Report only the number of lines in this material that include the string "React".

■ **DATASET SECTION**:
════════════════

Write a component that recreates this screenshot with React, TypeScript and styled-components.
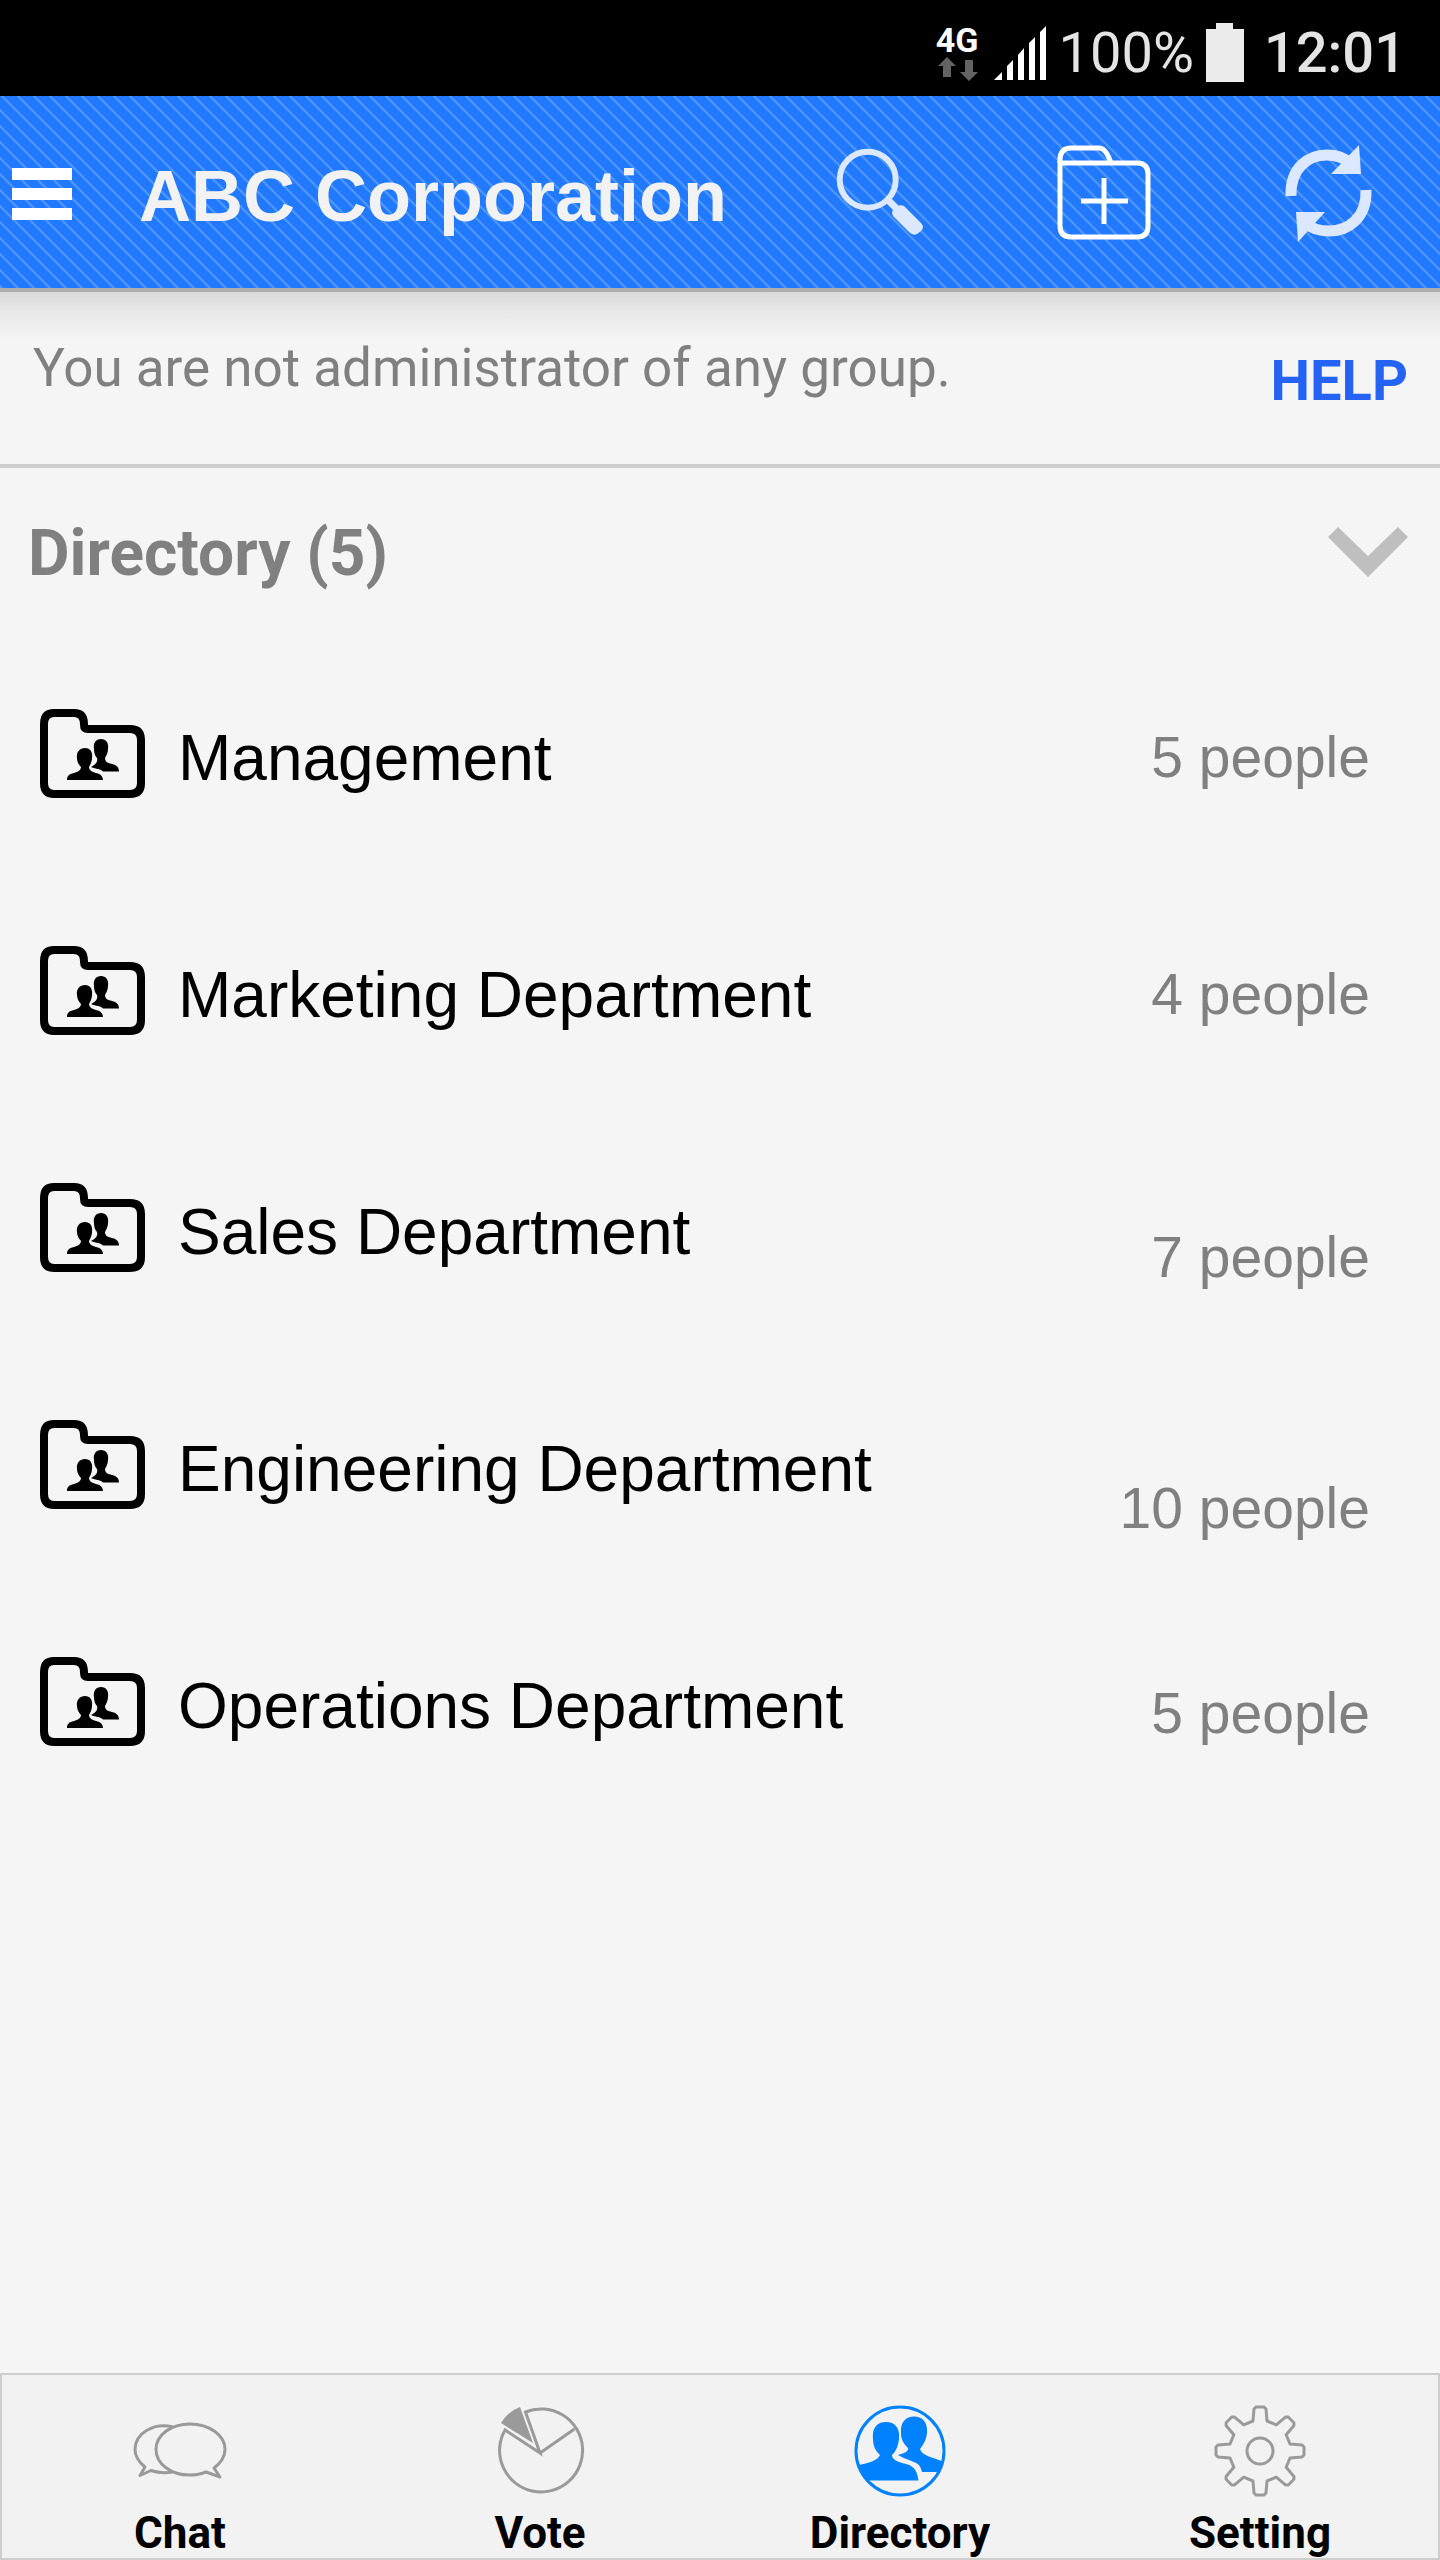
import React from "react";
import styled, { createGlobalStyle } from "styled-components";

const GlobalStyle = createGlobalStyle`
  *, *::before, *::after { box-sizing: border-box; }
  body {
    margin: 0;
    background: #f5f5f5;
    font-family: Roboto, "Liberation Sans", sans-serif;
  }
  button { border: 0; padding: 0; margin: 0; background: none; color: inherit; font: inherit; cursor: pointer; }
  svg { display: block; flex: none; }
`;

const HELVETICA = `"Liberation Sans", Arial, sans-serif`;

const Screen = styled.div`
  display: flex;
  flex-direction: column;
  min-height: 100vh;
`;

const StatusBar = styled.div`
  display: flex;
  align-items: center;
  justify-content: flex-end;
  gap: 12px;
  height: 96px;
  padding: 10px 34px 0 0;
  background: #000;
  color: #e4e4e4;
`;

const Network = styled.div`
  display: flex;
  flex-direction: column;
  align-items: center;
  gap: 2px;
  margin-right: 4px;
  color: #fff;
  font-size: 34px;
  line-height: 30px;
  font-weight: 700;
`;

const BatteryLevel = styled.span`
  font-size: 56px;
  line-height: 64px;
`;

const Clock = styled.time`
  margin-left: 8px;
  font-size: 56px;
  line-height: 64px;
  font-weight: 500;
`;

const Header = styled.header`
  display: flex;
  align-items: center;
  height: 196px;
  padding: 4px 56px 0 12px;
  border-bottom: 4px solid #adadad;
  background-color: #2079ff;
  background-image: linear-gradient(
    45deg,
    #3d8bff 0%, #4d95ff 3%, #4d95ff 9%, #2079ff 13%,
    #2079ff 49%, #4d95ff 53%, #4d95ff 59%,
    #2079ff 63%, #2079ff 98%, #3d8bff 100%
  );
  background-size: 16px 16px;
`;

const Title = styled.h1`
  flex: 1;
  margin: 0 0 0 66px;
  padding-top: 4px;
  color: #f2f2f2;
  font-family: ${HELVETICA};
  font-size: 72px;
  line-height: 84px;
  font-weight: 700;
`;

const Actions = styled.div`
  display: flex;
  gap: 112px;
`;

const Notice = styled.section`
  display: flex;
  align-items: flex-start;
  justify-content: space-between;
  height: 176px;
  padding: 46px 32px 0 33px;
  border-bottom: 4px solid #cecece;
  background: linear-gradient(#d9d9d9, #e8e8e8 20px, #f5f5f5 48px);
`;

const NoticeText = styled.p`
  margin: 0;
  color: #808080;
  font-size: 53px;
  line-height: 60px;
`;

const HelpLink = styled.a`
  margin-top: 11px;
  color: #2563f5;
  font-size: 56px;
  line-height: 64px;
  font-weight: 700;
  text-decoration: none;
`;

const SectionToggle = styled.button`
  display: flex;
  align-items: center;
  justify-content: space-between;
  width: 100%;
  height: 170px;
  padding: 0 32px 0 28px;
`;

const SectionTitle = styled.span`
  padding-top: 2px;
  color: #808080;
  font-size: 64px;
  line-height: 76px;
  font-weight: 700;
`;

const List = styled.ul`
  flex: 1;
  margin: 0;
  padding: 0;
  list-style: none;
`;

const Row = styled.button`
  display: flex;
  align-items: center;
  gap: 33px;
  width: 100%;
  height: 237px;
  padding: 0 70px 0 40px;
  font-family: ${HELVETICA};
  text-align: left;
`;

const RowName = styled.span`
  flex: 1;
  padding-top: 2px;
  color: #000;
  font-size: 64px;
  line-height: 76px;
`;

const RowCount = styled.span<{ $drop: number }>`
  margin-top: ${(p) => p.$drop}px;
  color: #808080;
  font-size: 57px;
  line-height: 64px;
`;

const TabBar = styled.nav`
  display: grid;
  grid-template-columns: repeat(4, 1fr);
  padding: 2px 0;
  background: #f2f2f2;
  box-shadow: inset 0 0 0 2px #cecece;
`;

const Tab = styled.button`
  display: flex;
  flex-direction: column;
  align-items: center;
  gap: 9px;
  padding-top: 28px;
  color: #000;
  font-size: 44px;
  line-height: 50px;
  font-weight: 700;
`;

const DataArrows = () => (
  <svg width="42" height="24" viewBox="0 0 42 24" fill="#636363" aria-hidden="true">
    <path d="M11 0 20 9H15V20H7V9H2Z" />
    <path d="M33 24 24 15H29V3H37V15H42Z" />
  </svg>
);

const Signal = () => (
  <svg width="52" height="54" viewBox="0 0 52 54" fill="#fff" aria-hidden="true">
    <path d="M0 54 8 46V54ZM13 54V40L19 34V54ZM24 54V29L30 22V54ZM35 54V17L41 11V54ZM46 54V6L52 0V54Z" />
  </svg>
);

const Battery = () => (
  <svg width="38" height="60" viewBox="0 0 38 60" fill="#ececec" aria-hidden="true">
    <path d="M10 0H27V6H38V59H0V6H10Z" />
  </svg>
);

const MenuIcon = () => (
  <svg width="61" height="52" viewBox="0 0 61 52" fill="#fff" aria-hidden="true">
    <path d="M0 0H60V12H0ZM0 20H60V32H0ZM0 40H60V52H0Z" />
  </svg>
);

const SearchIcon = () => (
  <svg width="112" height="112" viewBox="824 138 112 112" fill="none" stroke="#dce8ff" aria-hidden="true">
    <circle cx="867.7" cy="179.7" r="28" strokeWidth="6" />
    <path d="M887 199 897 209" strokeWidth="7" />
    <path
      d="M892 213C892 209 899 203 904 206L921 223Q925 227 921 231L917 234Q913 236 909 232L893 216Z"
      fill="#dce8ff"
      stroke="none"
    />
  </svg>
);

const AddFolderIcon = () => (
  <svg width="112" height="112" viewBox="1048 138 112 112" fill="none" stroke="#fff" strokeWidth="5" aria-hidden="true">
    <path d="M1060 163V226Q1060 237 1071 237H1137Q1148 237 1148 226V174Q1148 163 1137 163Z" />
    <path d="M1060 163V160Q1060 148 1071 148H1099Q1106 148 1111 163" />
    <path d="M1081 201H1128M1104 178V224" />
  </svg>
);

const RefreshIcon = () => (
  <svg width="112" height="112" viewBox="1272 138 112 112" fill="none" stroke="#dce8ff" strokeWidth="11" aria-hidden="true">
    <path d="M1291 196C1290 168 1308 155 1327 155Q1341 155 1350 163" />
    <path d="M1359 145 1361 174H1331Z" fill="#dce8ff" stroke="none" />
    <path d="M1366 190C1367 218 1348 231 1329 231Q1314 231 1305 223" />
    <path d="M1298 242 1296 212H1325Z" fill="#dce8ff" stroke="none" />
  </svg>
);

const Chevron = () => (
  <svg width="80" height="52" viewBox="0 0 80 52" fill="#bfbfbf" aria-hidden="true">
    <path d="M0 10 10 0 40 29 70 0 80 10 40 50Z" />
  </svg>
);

const GroupFolderIcon = () => (
  <svg width="105" height="96" viewBox="40 709 105 96" aria-hidden="true">
    <path
      d="M44 724Q44 713 54 713H74Q84 713 84 724V725Q84 729 88 729H130Q141 729 141 740V783Q141 794 130 794H54Q44 794 44 783Z"
      fill="none"
      stroke="#000"
      strokeWidth="8"
    />
    <path d="M101 739C106 739 109 743 108 749C108 753 106 756 105 758C105 762 108 763 112 764C117 765 119 768 119 771.500H103C101 769 96 769 91 767C96 764 98 762 97 758C95 756 94 753 94 749C93 743 96 739 101 739Z" />
    <path d="M85 748C90 748 93 752 92 758C92 762 90 765 89 767C89 770 92 772 96 773C101 774 103 777 103 780H67C67 776 69 774 74 773C78 772 81 770 81 767C79 765 77 762 77 758C76 752 80 748 85 748Z" />
  </svg>
);

const ChatIcon = () => (
  <svg width="96" height="96" viewBox="132 2403 96 96" fill="none" stroke="#9a9a9a" strokeWidth="3" strokeLinejoin="round" aria-hidden="true">
    <path d="M173 2427C154 2422 135 2433 135 2449.500Q135 2459 145 2467L140 2475.500 151 2470.500Q161 2474 173 2472" />
    <path d="M214 2468C222 2462 225 2456 225 2449.500C225 2435 209 2424 190 2424C171 2424 156 2435 156 2449.500C156 2464 171 2475 190 2475Q199 2475 206 2472L220 2477Z" />
  </svg>
);

const VoteIcon = () => (
  <svg width="96" height="96" viewBox="492 2403 96 96" fill="none" stroke="#9a9a9a" strokeWidth="3" aria-hidden="true">
    <path d="M540 2453 505 2430A41.500 41.500 0 1 0 525.500 2412Z" />
    <path d="M540 2453 574.500 2429" />
    <path d="M533 2443 520 2407Q507 2412 501 2423Z" fill="#9a9a9a" stroke="none" />
  </svg>
);

const DirectoryIcon = () => (
  <svg width="96" height="96" viewBox="852 2403 96 96" fill="#0082ff" aria-hidden="true">
    <clipPath id="badge">
      <circle cx="900" cy="2451" r="44" />
    </clipPath>
    <g clipPath="url(#badge)">
      <path d="M914 2416.500C923 2416.500 928 2423 927 2433C926 2441 923 2445 920 2449C922 2456 932 2457 944 2462V2472H922C920 2463 916 2463 909 2460C904 2458 901 2457 898 2455C905 2453 909 2451 908 2448C904 2444 901 2440 901 2433C900 2422 906 2416.500 914 2416.500Z" />
      <path d="M886 2422C896 2422 900 2429 899 2439C898 2447 896 2451 892 2455C892 2459 896 2461 902 2463C914 2465 917 2470 918.500 2480.500H852V2467C864 2463 876 2463 880 2455C876 2451 873 2447 873 2439C872 2429 876 2422 886 2422Z" />
    </g>
    <circle cx="900" cy="2451" r="44" fill="none" stroke="#0082ff" strokeWidth="3" />
  </svg>
);

const TOOTH: [number, number][] = [
  [-7, -30], [-6, -42], [-4, -44], [4, -44], [6, -42], [7, -30],
];
const GEAR_POINTS = Array.from({ length: 8 }, (_, i) => {
  const a = (i * Math.PI) / 4;
  return TOOTH.map(
    ([x, y]) =>
      `${(x * Math.cos(a) - y * Math.sin(a)).toFixed(2)},${(x * Math.sin(a) + y * Math.cos(a)).toFixed(2)}`
  ).join(" ");
}).join(" ");

const SettingIcon = () => (
  <svg width="96" height="96" viewBox="-48 -48 96 96" fill="none" stroke="#9a9a9a" strokeWidth="3" strokeLinejoin="round" aria-hidden="true">
    <polygon points={GEAR_POINTS} />
    <circle r="13" />
  </svg>
);

const departments = [
  { name: "Management", people: 5, drop: 0 },
  { name: "Marketing Department", people: 4, drop: 0 },
  { name: "Sales Department", people: 7, drop: 52 },
  { name: "Engineering Department", people: 10, drop: 80 },
  { name: "Operations Department", people: 5, drop: 16 },
];

const tabs = [
  { label: "Chat", Icon: ChatIcon },
  { label: "Vote", Icon: VoteIcon },
  { label: "Directory", Icon: DirectoryIcon },
  { label: "Setting", Icon: SettingIcon },
];

export default function App() {
  return (
    <Screen>
      <GlobalStyle />
      <StatusBar>
        <Network>
          4G
          <DataArrows />
        </Network>
        <Signal />
        <BatteryLevel>100%</BatteryLevel>
        <Battery />
        <Clock>12:01</Clock>
      </StatusBar>
      <Header>
        <button type="button" aria-label="Menu">
          <MenuIcon />
        </button>
        <Title>ABC Corporation</Title>
        <Actions>
          <button type="button" aria-label="Search">
            <SearchIcon />
          </button>
          <button type="button" aria-label="Add group">
            <AddFolderIcon />
          </button>
          <button type="button" aria-label="Refresh">
            <RefreshIcon />
          </button>
        </Actions>
      </Header>
      <Notice>
        <NoticeText>You are not administrator of any group.</NoticeText>
        <HelpLink href="#help">HELP</HelpLink>
      </Notice>
      <SectionToggle type="button" aria-expanded="true">
        <SectionTitle>Directory ({departments.length})</SectionTitle>
        <Chevron />
      </SectionToggle>
      <List>
        {departments.map((d) => (
          <li key={d.name}>
            <Row type="button">
              <GroupFolderIcon />
              <RowName>{d.name}</RowName>
              <RowCount $drop={d.drop}>{d.people} people</RowCount>
            </Row>
          </li>
        ))}
      </List>
      <TabBar>
        {tabs.map(({ label, Icon }) => (
          <Tab key={label} type="button" aria-current={label === "Directory" ? "page" : undefined}>
            <Icon />
            {label}
          </Tab>
        ))}
      </TabBar>
    </Screen>
  );
}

════════════════

■ **SOLVED PROBLEM**: 2